French writer (1935–1976)

Jacqueline Manicom (1935–1976) was a Guadeloupean writer, professor, broadcaster, feminist, and midwife, author of the novels Mon examen de blanc (1972) and La graine : journal d'une sage-femme (1974).

== Early life ==
Manicom was born in Guadeloupe, the eldest of twenty children born to parents of South Asian origin. She trained as a midwife, and studied law and philosophy in Paris.

== Career ==
Manicom worked at a public hospital in Paris as a young woman. She also worked in radio and television, and taught philosophy courses. In the late 1960s she worked with Simone de Beauvoir on women's rights in France, was a founding member of Choisir la Cause des Femmes (CHOISIR), and especially focused her activism on the legalization of abortion. She and her husband founded a family planning clinic in Guadeloupe.

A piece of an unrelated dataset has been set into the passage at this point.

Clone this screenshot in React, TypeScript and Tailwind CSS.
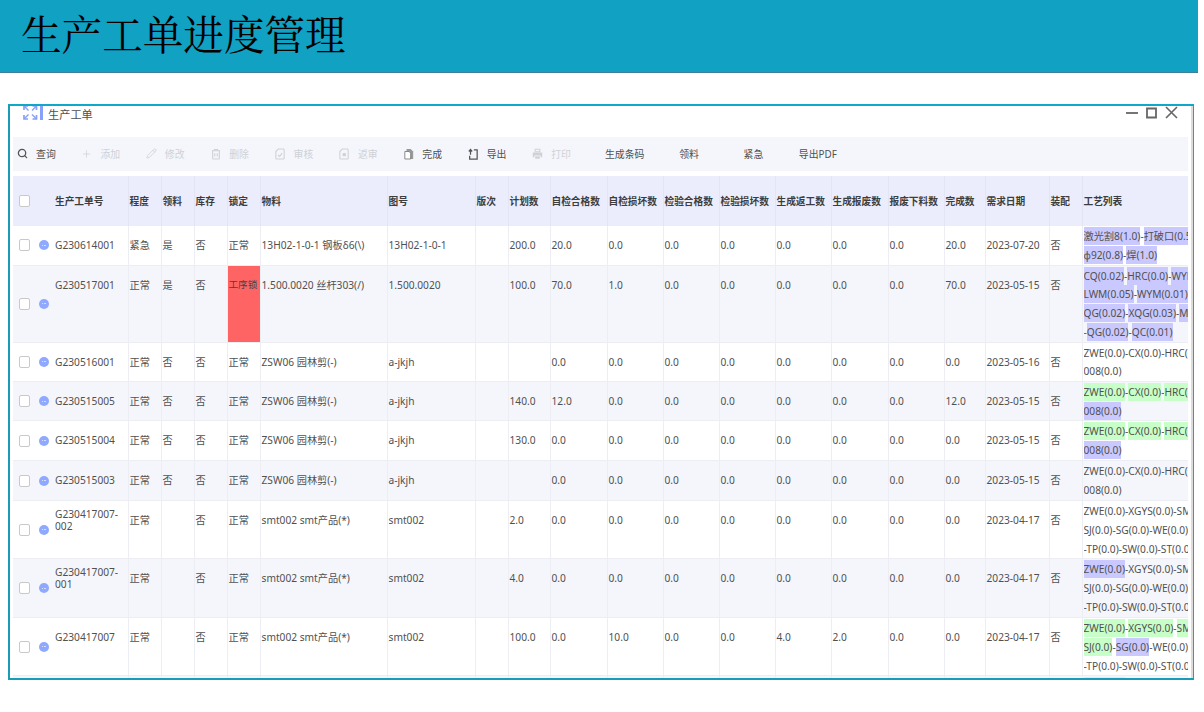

Manicom wrote two autobiographical novels in French, Mon examen de blanc (1972) and La graine : journal d'une sage-femme (1974), both stories of Caribbean immigrant women in medical settings, both with themes of race, class, gender, and sexuality in the context of French colonialism and French Caribbean independence.

== Personal life ==
Manicom married philosophy professor Yves Letourneur. They had two children. She died in 1976, aged 41.